┌──
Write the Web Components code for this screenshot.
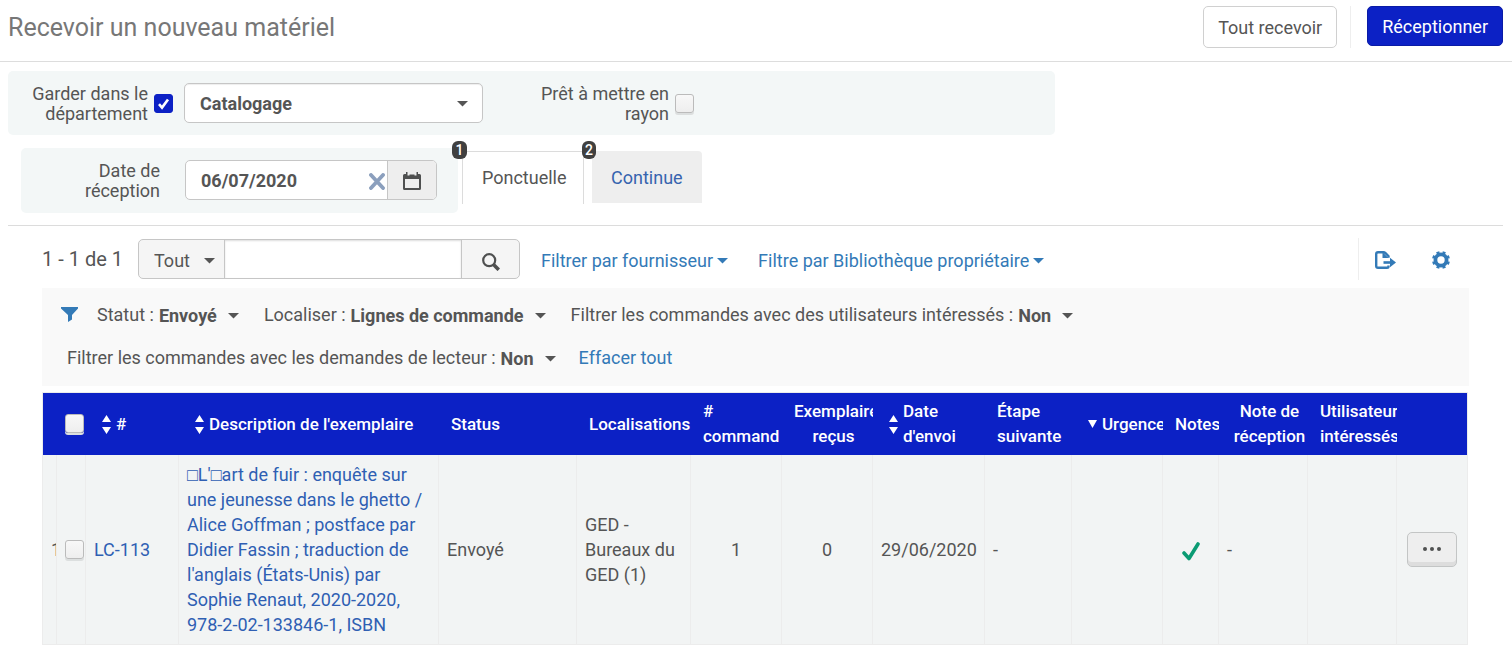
<!DOCTYPE html>
<html lang="fr">
<head>
<meta charset="utf-8">
<meta name="viewport" content="width=device-width, initial-scale=1">
<title>Recevoir un nouveau matériel</title>
<style>
  :root {
    --ink: #555;
    --blue: #0c21c5;
    --link: #337ab7;
    --row-link: #2f5fb3;
    --line: #dcdcdc;
    --field-line: #c6c6c6;
    --panel: #f3f7f7;
  }
  body {
    margin: 0;
    background: #fff;
    color: var(--ink);
    font: 400 18px/20px Roboto, "Liberation Sans", sans-serif;
  }
</style>
</head>
<body>
<receive-page></receive-page>

<script>
const base = `
  *, *::before, *::after { box-sizing: border-box; }
  button, input, select { font: inherit; color: inherit; margin: 0; }
  button, select { cursor: pointer; }
  a { color: var(--link); text-decoration: none; }
  svg { display: block; }
`;

function define(name, css, html) {
  const template = document.createElement('template');
  template.innerHTML = `<style>${base}${css}</style>${html}`;
  customElements.define(name, class extends HTMLElement {
    constructor() {
      super();
      const root = this.attachShadow({ mode: 'open' });
      root.append(template.content.cloneNode(true));
      root.querySelectorAll('[data-text]').forEach(el => {
        el.textContent = this.getAttribute(el.dataset.text) || '';
      });
      const box = root.querySelector('input[type=checkbox]');
      if (box) {
        box.checked = this.hasAttribute('checked');
        if (this.hasAttribute('name')) box.setAttribute('aria-label', this.getAttribute('name'));
      }
    }
  });
}

const checkCss = `
  input[type=checkbox] {
    appearance: none; flex: none; display: block; width: 19px; height: 19px;
    border: 1px solid #bbb; border-radius: 3px;
    background: linear-gradient(#f8f8f8, #eee);
    box-shadow: 0 2px 0 #dcdfdf;
  }
  input[type=checkbox]:checked {
    border-color: var(--blue); box-shadow: none;
    background: var(--blue) url("data:image/svg+xml,%3Csvg xmlns='http://www.w3.org/2000/svg' viewBox='0 0 17 17'%3E%3Cpath d='M4 9.2 7 12.6 13 4.4' fill='none' stroke='white' stroke-width='2.6'/%3E%3C/svg%3E") center / 17px no-repeat;
  }
`;

define('caret-down', `
  :host { display: block; flex: none; width: 11px; height: 6px; }
  svg { width: 11px; height: 6px; fill: currentColor; }
`, `<svg viewBox="0 0 11 6" aria-hidden="true"><path d="M0 0h11L5.500 5.500z"/></svg>`);

define('sort-arrows', `
  :host { display: block; flex: none; width: 9px; }
  svg { width: 9px; fill: #fff; }
  .down { display: none; }
  :host([down]) .down { display: block; }
  :host([down]) .both { display: none; }
`, `
  <svg class="both" height="19" viewBox="0 0 9 19" aria-hidden="true"><path d="M0 7 4.500 0 9 7zM0 12h9l-4.500 7z"/></svg>
  <svg class="down" height="8" viewBox="0 0 9 8" aria-hidden="true"><path d="M0 0h9L4.500 8z"/></svg>
`);

define('check-box', `:host { display: block; width: 19px; } ${checkCss}`, `<input type="checkbox">`);

define('check-field', `
  :host { display: flex; align-items: center; gap: 6px; }
  label { flex: 1; padding-top: 2px; text-align: right; }
  ${checkCss}
`, `<label for="box" data-text="label"></label><input type="checkbox" id="box">`);

define('page-header', `
  :host { display: flex; justify-content: space-between; padding: 6px 9px 11px 8px; border-bottom: 1px solid #ddd; }
  h1 { margin: 0; font-size: 25px; font-weight: 400; line-height: 44px; color: #777; }
  .actions { display: flex; align-items: flex-start; }
  button { height: 42px; padding: 2px 14px 0; border: 1px solid #d0d0d0; border-radius: 5px; background: #fff; }
  .primary { height: 40px; color: #fff; background: var(--blue); border-color: #0a1ba6; }
  .rule { width: 1px; height: 42px; margin: 0 16px 0 13px; background: #eee; }
`, `
  <h1>Recevoir un nouveau matériel</h1>
  <div class="actions">
    <button type="button">Tout recevoir</button>
    <span class="rule"></span>
    <button type="button" class="primary">Réceptionner</button>
  </div>
`);

define('department-panel', `
  :host { display: flex; align-items: center; width: 70%; height: 64px; padding-left: 20px; background: var(--panel); border-radius: 5px; }
  .keep { width: 145px; }
  .shelf { width: 155px; margin-left: 56px; }
  .pick { position: relative; width: 299px; margin-left: 11px; }
  select {
    appearance: none; display: block; width: 100%; height: 40px; padding: 2px 40px 0 15px; font-weight: 700;
    border: 1px solid var(--field-line); border-radius: 5px; background: #fff;
    box-shadow: inset 0 1px 1px #eee;
  }
  caret-down { position: absolute; right: 15px; top: 18px; pointer-events: none; }
`, `
  <check-field class="keep" label="Garder dans le département" checked></check-field>
  <div class="pick">
    <select aria-label="Département"><option>Catalogage</option></select>
    <caret-down></caret-down>
  </div>
  <check-field class="shelf" label="Prêt à mettre en rayon"></check-field>
`);

define('date-panel', `
  :host { display: flex; align-items: center; width: 437px; height: 65px; padding-bottom: 1px; background: var(--panel); border-radius: 5px; }
  label { width: 80px; margin-left: 59px; padding-top: 2px; text-align: right; }
  .group { display: flex; width: 252px; height: 40px; margin-left: 25px; border: 1px solid var(--field-line); border-radius: 5px; background: #fff; overflow: hidden; }
  input { flex: 1; min-width: 0; padding: 2px 0 0 15px; border: 0; background: none; font-weight: 700; }
  button { display: grid; place-items: center; padding: 0; border: 0; background: none; }
  .clear { width: 20px; padding-top: 2px; }
  .calendar { width: 49px; padding-top: 2px; background: #eee; border-left: 1px solid var(--field-line); }
`, `
  <label for="date">Date de réception</label>
  <div class="group">
    <input id="date" type="text" value="06/07/2020">
    <button type="button" class="clear" aria-label="Effacer la date">
      <svg width="16" height="17" viewBox="0 0 16 17"><path d="M2 2 14 15M14 2 2 15" stroke="#8b9fbd" stroke-width="3.800" stroke-linecap="round"/></svg>
    </button>
    <button type="button" class="calendar" aria-label="Choisir une date">
      <svg width="18" height="18" viewBox="0 0 18 18" fill="#4f5050"><path d="M0 3.500Q0 2 1.500 2H3V0h1.500v3.500h2V1h5v2.500h2V0H15v2h1.500Q18 2 18 3.500v13q0 1.500-1.500 1.500h-15Q0 18 0 16.500zM2 7v9h14V7z"/><path d="M6 0h6v2.500H6z" fill="#eee"/></svg>
    </button>
  </div>
`);

define('mode-tabs', `
  :host { display: flex; align-items: flex-start; gap: 8px; }
  a { position: relative; display: flex; align-items: center; height: 53px; padding: 0 19px; }
  .current { width: 122px; color: var(--ink); border: 1px solid var(--line); border-bottom: 0; }
  .other { height: 52px; padding-top: 2px; background: #eee; border-radius: 4px 4px 0 0; color: #3764ae; }
  .badge { position: absolute; left: -10px; top: -10px; width: 14px; height: 18px; border-radius: 6px; background: #404040; color: #fff; font-size: 14px; font-weight: 500; line-height: 18px; text-align: center; }
  .current .badge { width: 15px; left: -11px; top: -11px; }
`, `
  <a class="current" href="#ponctuelle"><span class="badge">1</span>Ponctuelle</a>
  <a class="other" href="#continue"><span class="badge">2</span>Continue</a>
`);

define('list-toolbar', `
  :host { display: flex; align-items: center; }
  .count { font-size: 20px; width: 96px; }
  .search { display: flex; width: 382px; height: 40px; border: 1px solid var(--field-line); border-radius: 5px; overflow: hidden; background: #f5f5f5; }
  .scope { position: relative; width: 86px; border-right: 1px solid var(--field-line); }
  select { appearance: none; width: 100%; height: 100%; padding: 4px 0 0 15px; border: 0; background: none; }
  .scope caret-down { position: absolute; right: 9px; top: 18px; pointer-events: none; }
  input { flex: 1; min-width: 0; border: 0; background: #fff; box-shadow: inset 0 1px 2px #ddd; }
  .go { display: grid; place-items: center; width: 58px; padding: 5px 0 0; border: 0; border-left: 1px solid var(--field-line); background: none; }
  .menu { display: flex; align-items: center; gap: 4px; margin-left: 21px; padding-top: 3px; }
  .menu + .menu { margin-left: 31px; }
  .menu caret-down { width: 10px; }
  .tools { display: flex; align-items: center; height: 42px; margin-left: auto; padding: 2px 0 0 16px; border-left: 1px solid #eee; }
  .tools a { margin-right: 19px; }
  .tools a:first-child { margin-right: 36px; }
`, `
  <span class="count">1 - 1 de 1</span>
  <div class="search">
    <div class="scope"><select aria-label="Champ de recherche"><option>Tout</option></select><caret-down></caret-down></div>
    <input type="text" aria-label="Rechercher">
    <button type="button" class="go" aria-label="Lancer la recherche">
      <svg width="18" height="18" viewBox="0 0 18 18" fill="none" stroke="#4f5050"><circle cx="7.200" cy="7.200" r="6" stroke-width="2.200"/><path d="m11.500 11.500 5.300 5.300" stroke-width="3.600"/></svg>
    </button>
  </div>
  <a class="menu" href="#fournisseur">Filtrer par fournisseur<caret-down></caret-down></a>
  <a class="menu" href="#bibliotheque">Filtre par Bibliothèque propriétaire<caret-down></caret-down></a>
  <div class="tools">
    <a href="#exporter" aria-label="Exporter">
      <svg width="21" height="18" viewBox="0 0 21 18" fill="none" stroke="#337ab7"><path d="M13.500 14.500v1q0 1.300-1.500 1.300H3Q1.200 16.800 1.200 15V3Q1.200 1.200 3 1.200h5.500q1 0 2 1l3 3v1.500" stroke-width="2.400"/><path d="M7.500 1v6h6z" fill="#337ab7" stroke="none"/><path d="M8.500 11.500h8" stroke-width="2.600"/><path d="m15 6.800 6 4.700-6 4.700z" fill="#337ab7" stroke="none"/></svg>
    </a>
    <a href="#parametres" aria-label="Paramètres">
      <svg width="18" height="18" viewBox="-9 -9 18 18" fill="none" stroke="#337ab7"><circle r="5.600" stroke-width="3.800"/><circle r="7.500" stroke-width="3" pathLength="16" stroke-dasharray="1 1" stroke-dashoffset=".5" transform="rotate(22.500)"/></svg>
    </a>
  </div>
`);

define('filter-choice', `
  :host { display: flex; align-items: center; height: 43px; padding: 0 6px; }
  .pick { position: relative; margin-left: 5px; }
  select { appearance: none; display: block; padding: 2px 22px 0 0; border: 0; background: none; font-weight: 700; }
  caret-down { position: absolute; right: 0; top: 9px; pointer-events: none; }
`, `
  <label for="pick" data-text="label"></label>
  <div class="pick"><select id="pick"><option data-text="value"></option></select><caret-down></caret-down></div>
`);

define('filter-bar', `
  :host { display: flex; flex-wrap: wrap; align-items: center; column-gap: 13px; padding: 5px 19px 7px; background: #f9f9f9; }
  .clear { padding-left: 4px; }
`, `
  <svg width="17" height="15" viewBox="0 0 17 15" fill="#337ab7" aria-hidden="true"><path d="M0 0h17v1.500L11 8v4.500L7 15V8L0 1.500z"/></svg>
  <filter-choice label="Statut :" value="Envoyé"></filter-choice>
  <filter-choice label="Localiser :" value="Lignes de commande"></filter-choice>
  <filter-choice label="Filtrer les commandes avec des utilisateurs intéressés :" value="Non"></filter-choice>
  <filter-choice label="Filtrer les commandes avec les demandes de lecteur :" value="Non"></filter-choice>
  <a class="clear" href="#effacer">Effacer tout</a>
`);

define('items-table', `
  :host { display: block; }
  table { width: 100%; table-layout: fixed; border-collapse: separate; border-spacing: 0; line-height: 25px; border: 1px solid #ececec; border-right: 0; border-bottom: 0; }
  th, td { overflow: hidden; vertical-align: middle; text-align: left; }
  th { height: 62px; padding: 0 0 0 12px; background: var(--blue); color: #fff; font-size: 17px; font-weight: 500; }
  th:last-child { border-right: 1px solid #ececec; }
  th.tick { padding-left: 8px; }
  th > div { display: flex; align-items: center; gap: 5px; margin-left: 4px; white-space: nowrap; }
  th check-box { margin-bottom: 1px; }
  th check-box { filter: none; }
  td { height: 190px; padding: 7px 8px 7px; background: #f2f4f4; border-right: 1px solid #ececec; border-bottom: 1px solid #ececec; }
  td.num { padding-right: 0; }
  td a { color: var(--row-link); }
  .mid { text-align: center; }
  td svg { margin: 4px auto 0; }
  .more { display: grid; place-items: center; width: 50px; height: 35px; margin-left: 2px; padding: 0 0 1px; border: 1px solid #c3c5c5; border-radius: 5px; background: #eee; box-shadow: inset 0 -4px 0 #ddd; }
  .more svg { margin: 0; }
`, `
  <table>
    <colgroup>
      <col style="width:14px"><col style="width:29px"><col style="width:93px"><col style="width:260px">
      <col style="width:138px"><col style="width:114px"><col style="width:91px"><col style="width:91px">
      <col style="width:112px"><col style="width:87px"><col style="width:91px"><col style="width:56px">
      <col style="width:89px"><col style="width:89px"><col style="width:71px">
    </colgroup>
    <thead>
      <tr>
        <th></th>
        <th class="tick"><check-box name="Tout sélectionner"></check-box></th>
        <th><div><sort-arrows></sort-arrows>#</div></th>
        <th><div><sort-arrows></sort-arrows>Description de l'exemplaire</div></th>
        <th>Status</th>
        <th>Localisations</th>
        <th># command</th>
        <th class="mid">Exemplaires reçus</th>
        <th><div><sort-arrows></sort-arrows><span>Date<br>d'envoi</span></div></th>
        <th>Étape suivante</th>
        <th><div><sort-arrows down></sort-arrows>Urgence</div></th>
        <th>Notes</th>
        <th class="mid">Note de réception</th>
        <th>Utilisateurs intéressés</th>
        <th></th>
      </tr>
    </thead>
    <tbody>
      <tr>
        <td class="num">1</td>
        <td><check-box name="Sélectionner LC-113"></check-box></td>
        <td><a href="#LC-113">LC-113</a></td>
        <td><a href="#exemplaire">□L'□art de fuir : enquête sur une jeunesse dans le ghetto / Alice Goffman ; postface par Didier Fassin ; traduction de l'anglais (États-Unis) par Sophie Renaut, 2020-2020, 978-2-02-133846-1, ISBN</a></td>
        <td>Envoyé</td>
        <td>GED - Bureaux du GED (1)</td>
        <td class="mid">1</td>
        <td class="mid">0</td>
        <td>29/06/2020</td>
        <td>-</td>
        <td></td>
        <td><svg width="18" height="19" viewBox="0 0 18 19" role="img" aria-label="Oui"><path d="M2 11 7 16.500 16 2" fill="none" stroke="#0b9b73" stroke-width="3.600" stroke-linecap="round" stroke-linejoin="round"/></svg></td>
        <td>-</td>
        <td></td>
        <td><button type="button" class="more" aria-label="Actions"><svg width="18" height="4" viewBox="0 0 18 4" fill="#4f5050"><circle cx="2" cy="2" r="2"/><circle cx="9" cy="2" r="2"/><circle cx="16" cy="2" r="2"/></svg></button></td>
      </tr>
    </tbody>
  </table>
`);

define('receive-page', `
  :host { display: block; }
  .settings { padding: 9px 0 12px; margin: 0 9px 0 8px; border-bottom: 1px solid var(--line); }
  .when { display: flex; gap: 4px; margin: 13px 0 0 13px; }
  mode-tabs { margin-top: 3px; }
  .list { padding: 12px 43px 28px 42px; }
  filter-bar { margin: 8px 0 6px; }
  items-table { margin-right: 1px; }
`, `
  <page-header></page-header>
  <main>
    <section class="settings">
      <department-panel></department-panel>
      <div class="when"><date-panel></date-panel><mode-tabs></mode-tabs></div>
    </section>
    <section class="list">
      <list-toolbar></list-toolbar>
      <filter-bar></filter-bar>
      <items-table></items-table>
    </section>
  </main>
`);
</script>
</body>
</html>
└──
- [Written task]
Write out nothing but the lines from the start of the data through the line with "<receive-page></receive-page>". Leave out the pictures.

- [Correct result]
Write the Web Components code for this screenshot.
<!DOCTYPE html>
<html lang="fr">
<head>
<meta charset="utf-8">
<meta name="viewport" content="width=device-width, initial-scale=1">
<title>Recevoir un nouveau matériel</title>
<style>
  :root {
    --ink: #555;
    --blue: #0c21c5;
    --link: #337ab7;
    --row-link: #2f5fb3;
    --line: #dcdcdc;
    --field-line: #c6c6c6;
    --panel: #f3f7f7;
  }
  body {
    margin: 0;
    background: #fff;
    color: var(--ink);
    font: 400 18px/20px Roboto, "Liberation Sans", sans-serif;
  }
</style>
</head>
<body>
<receive-page></receive-page>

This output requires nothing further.